I also hope to see an expanded cafeteria for Adventist schools so that healthy lunches can be provided. Several children who attend are not from the Adventist faith and the health message would go a long way to help them in life too.
Students: Tomorrow’s Voices That Resonate Today
Effective schools offer students the chance to discover new talents and build confidence. More importantly, Adventist pupils play a critical role in helping leaders improve the educational model:
Taylor Roper (’16), Pine Forge Academy in Pine Forge, Pa.: Pine Forge encourages students to participate and support our sports teams. If one of our teams makes it to the championship, the students are able to travel with the team to support them at the game.
We also have spirit week, [which] creates a spirit of ... camaraderie and togetherness, especially within [each grade]. We also build school spirit while worshipping together. Some of my strongest and favorite memories are of the student body singing praises to God.

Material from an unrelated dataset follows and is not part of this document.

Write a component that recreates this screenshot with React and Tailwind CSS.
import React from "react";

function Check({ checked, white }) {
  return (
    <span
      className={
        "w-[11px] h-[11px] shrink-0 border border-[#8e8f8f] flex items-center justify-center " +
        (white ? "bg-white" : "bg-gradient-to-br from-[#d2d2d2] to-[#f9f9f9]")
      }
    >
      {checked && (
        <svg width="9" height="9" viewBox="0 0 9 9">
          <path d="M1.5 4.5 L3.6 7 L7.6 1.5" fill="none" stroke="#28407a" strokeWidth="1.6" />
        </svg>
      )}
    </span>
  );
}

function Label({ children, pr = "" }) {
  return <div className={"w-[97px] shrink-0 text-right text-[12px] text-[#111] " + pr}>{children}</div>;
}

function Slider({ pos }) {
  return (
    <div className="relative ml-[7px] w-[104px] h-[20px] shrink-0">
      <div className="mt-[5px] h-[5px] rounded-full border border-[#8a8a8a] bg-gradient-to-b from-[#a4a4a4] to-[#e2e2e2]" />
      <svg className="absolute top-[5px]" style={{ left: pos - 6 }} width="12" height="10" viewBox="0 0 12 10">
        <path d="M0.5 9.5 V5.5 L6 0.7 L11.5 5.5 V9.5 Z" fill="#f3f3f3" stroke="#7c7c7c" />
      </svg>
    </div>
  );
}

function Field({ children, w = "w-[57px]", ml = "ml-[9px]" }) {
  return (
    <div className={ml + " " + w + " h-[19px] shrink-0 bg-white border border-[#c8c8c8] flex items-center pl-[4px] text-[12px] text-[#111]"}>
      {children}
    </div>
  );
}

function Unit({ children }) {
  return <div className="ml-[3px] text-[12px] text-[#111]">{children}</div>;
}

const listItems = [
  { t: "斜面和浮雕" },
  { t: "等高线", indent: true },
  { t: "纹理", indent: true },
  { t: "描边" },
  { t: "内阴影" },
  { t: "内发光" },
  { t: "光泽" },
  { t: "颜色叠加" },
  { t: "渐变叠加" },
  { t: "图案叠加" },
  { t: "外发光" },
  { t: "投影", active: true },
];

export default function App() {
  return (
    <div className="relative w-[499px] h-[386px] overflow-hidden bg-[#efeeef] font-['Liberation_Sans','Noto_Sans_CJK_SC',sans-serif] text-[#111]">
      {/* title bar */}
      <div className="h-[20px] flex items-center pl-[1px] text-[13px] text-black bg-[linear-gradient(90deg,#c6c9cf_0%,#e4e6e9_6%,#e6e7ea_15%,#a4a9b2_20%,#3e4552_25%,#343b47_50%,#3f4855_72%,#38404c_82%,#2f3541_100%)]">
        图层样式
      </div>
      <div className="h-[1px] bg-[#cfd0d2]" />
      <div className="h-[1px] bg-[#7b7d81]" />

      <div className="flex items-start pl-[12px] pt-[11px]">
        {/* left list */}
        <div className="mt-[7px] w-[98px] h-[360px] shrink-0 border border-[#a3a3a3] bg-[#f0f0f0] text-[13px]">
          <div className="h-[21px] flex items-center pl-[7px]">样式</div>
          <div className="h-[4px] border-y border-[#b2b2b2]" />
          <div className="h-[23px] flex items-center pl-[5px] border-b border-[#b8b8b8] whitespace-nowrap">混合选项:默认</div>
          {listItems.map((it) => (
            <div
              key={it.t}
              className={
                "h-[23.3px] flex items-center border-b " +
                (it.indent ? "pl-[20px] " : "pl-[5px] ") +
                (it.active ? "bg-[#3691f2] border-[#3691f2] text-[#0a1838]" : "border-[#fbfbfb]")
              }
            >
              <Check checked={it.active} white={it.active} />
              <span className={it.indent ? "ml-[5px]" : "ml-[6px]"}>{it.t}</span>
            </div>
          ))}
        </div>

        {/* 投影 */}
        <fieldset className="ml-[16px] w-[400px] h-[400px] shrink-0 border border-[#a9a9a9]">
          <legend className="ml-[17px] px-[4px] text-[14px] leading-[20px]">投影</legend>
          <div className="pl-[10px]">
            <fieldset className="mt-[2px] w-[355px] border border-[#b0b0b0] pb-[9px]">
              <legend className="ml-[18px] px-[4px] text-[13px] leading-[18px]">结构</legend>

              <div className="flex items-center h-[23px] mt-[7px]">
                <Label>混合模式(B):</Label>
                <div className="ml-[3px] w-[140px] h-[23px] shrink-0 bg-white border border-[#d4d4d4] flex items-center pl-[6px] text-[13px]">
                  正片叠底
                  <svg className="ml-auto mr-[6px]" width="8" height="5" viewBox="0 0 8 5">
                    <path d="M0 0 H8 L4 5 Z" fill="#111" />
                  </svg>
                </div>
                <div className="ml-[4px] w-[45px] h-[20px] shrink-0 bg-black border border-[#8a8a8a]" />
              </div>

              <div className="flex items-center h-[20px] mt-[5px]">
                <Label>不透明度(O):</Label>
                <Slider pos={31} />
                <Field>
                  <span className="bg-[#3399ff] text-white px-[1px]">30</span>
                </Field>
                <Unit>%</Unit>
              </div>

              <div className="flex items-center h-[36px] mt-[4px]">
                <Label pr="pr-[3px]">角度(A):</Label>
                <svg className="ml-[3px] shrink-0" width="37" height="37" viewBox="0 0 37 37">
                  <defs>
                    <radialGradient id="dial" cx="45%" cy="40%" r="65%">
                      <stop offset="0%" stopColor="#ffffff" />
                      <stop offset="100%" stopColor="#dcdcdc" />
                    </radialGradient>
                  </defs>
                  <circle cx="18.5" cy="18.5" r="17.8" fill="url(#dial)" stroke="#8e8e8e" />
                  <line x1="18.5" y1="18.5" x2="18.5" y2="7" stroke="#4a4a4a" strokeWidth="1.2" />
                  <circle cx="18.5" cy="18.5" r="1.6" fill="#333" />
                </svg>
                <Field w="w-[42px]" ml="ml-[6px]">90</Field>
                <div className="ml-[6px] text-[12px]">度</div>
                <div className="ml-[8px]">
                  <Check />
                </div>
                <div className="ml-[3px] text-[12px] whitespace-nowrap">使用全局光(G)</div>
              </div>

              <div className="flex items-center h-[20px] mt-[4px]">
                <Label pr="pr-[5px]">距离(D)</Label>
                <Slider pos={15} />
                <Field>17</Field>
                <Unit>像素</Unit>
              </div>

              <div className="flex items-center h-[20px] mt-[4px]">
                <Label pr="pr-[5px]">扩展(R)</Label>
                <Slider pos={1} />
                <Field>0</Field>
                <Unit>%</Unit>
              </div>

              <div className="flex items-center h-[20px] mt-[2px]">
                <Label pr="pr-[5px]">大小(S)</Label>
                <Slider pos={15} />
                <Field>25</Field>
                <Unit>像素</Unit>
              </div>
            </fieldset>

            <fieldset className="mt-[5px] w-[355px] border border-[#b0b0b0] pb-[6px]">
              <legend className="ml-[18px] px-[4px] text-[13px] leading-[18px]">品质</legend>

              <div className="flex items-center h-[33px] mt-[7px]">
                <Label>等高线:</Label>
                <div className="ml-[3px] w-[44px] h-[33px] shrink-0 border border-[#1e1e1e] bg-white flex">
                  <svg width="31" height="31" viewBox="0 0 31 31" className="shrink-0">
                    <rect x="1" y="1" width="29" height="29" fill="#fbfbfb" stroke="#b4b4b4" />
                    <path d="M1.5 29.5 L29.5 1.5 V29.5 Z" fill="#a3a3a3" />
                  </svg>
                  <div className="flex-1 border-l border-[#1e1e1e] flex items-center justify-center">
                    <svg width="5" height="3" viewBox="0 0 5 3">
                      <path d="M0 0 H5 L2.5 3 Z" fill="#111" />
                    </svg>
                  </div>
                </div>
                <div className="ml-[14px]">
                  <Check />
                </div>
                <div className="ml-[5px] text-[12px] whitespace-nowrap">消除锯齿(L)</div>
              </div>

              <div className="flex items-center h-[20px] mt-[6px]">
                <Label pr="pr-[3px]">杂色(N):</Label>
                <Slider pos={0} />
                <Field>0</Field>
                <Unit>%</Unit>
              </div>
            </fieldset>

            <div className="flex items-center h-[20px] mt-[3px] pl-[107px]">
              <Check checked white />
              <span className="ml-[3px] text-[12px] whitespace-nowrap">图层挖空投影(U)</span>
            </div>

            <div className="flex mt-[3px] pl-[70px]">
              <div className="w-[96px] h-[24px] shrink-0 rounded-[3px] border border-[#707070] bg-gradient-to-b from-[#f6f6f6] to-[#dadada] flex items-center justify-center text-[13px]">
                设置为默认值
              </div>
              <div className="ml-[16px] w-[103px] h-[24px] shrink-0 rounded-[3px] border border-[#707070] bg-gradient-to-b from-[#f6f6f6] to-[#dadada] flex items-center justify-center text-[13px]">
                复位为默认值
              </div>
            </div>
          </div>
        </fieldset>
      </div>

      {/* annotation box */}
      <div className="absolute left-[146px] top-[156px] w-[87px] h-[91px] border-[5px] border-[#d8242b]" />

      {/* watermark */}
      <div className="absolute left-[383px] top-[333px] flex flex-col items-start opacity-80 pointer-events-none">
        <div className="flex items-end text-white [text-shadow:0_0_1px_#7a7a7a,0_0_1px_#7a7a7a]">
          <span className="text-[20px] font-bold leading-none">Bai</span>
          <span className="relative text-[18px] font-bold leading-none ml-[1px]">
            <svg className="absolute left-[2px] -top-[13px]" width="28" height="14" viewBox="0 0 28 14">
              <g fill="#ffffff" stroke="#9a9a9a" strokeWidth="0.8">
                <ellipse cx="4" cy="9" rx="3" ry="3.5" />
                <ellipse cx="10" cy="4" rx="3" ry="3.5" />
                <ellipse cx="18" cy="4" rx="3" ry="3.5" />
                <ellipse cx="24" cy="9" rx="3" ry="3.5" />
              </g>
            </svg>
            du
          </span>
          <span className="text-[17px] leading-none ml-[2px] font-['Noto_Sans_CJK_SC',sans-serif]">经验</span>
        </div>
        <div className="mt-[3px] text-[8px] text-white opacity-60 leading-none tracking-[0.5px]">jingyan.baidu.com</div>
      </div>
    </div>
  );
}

From our illustrious choir to our inspirational creative arts ministry, this school offers many activities for students during or after school. However, I would like to see more extracurricular activities. … Individuality is something I believe is really important, because if a person knows who “he” is, why “he” is here and what “he” has the power to do, there is nothing that can stand in “his” way.
Alexa Corley, (’19), Highland View Academy in Hagerstown, Md.: I like that we have the ability to pray and worship at school. I also like our service activities and the many hikes and other things we do in nature that let us see God’s work in person. Those all help me feel like I’m part of things and proud of my school.
I just want to see us praying even more. I also wish we could plan some special mini-field trips especially for those who get good grades.
William Mercado, (’19), Blue Mountain Academy in Hamburg, Pa.: I’m a freshman, and I’ve made a lot of friends being in Aerial Aires (the gymnastics team). Whether it’s practicing for a performance or just fooling around on the mats, those memories will never leave me.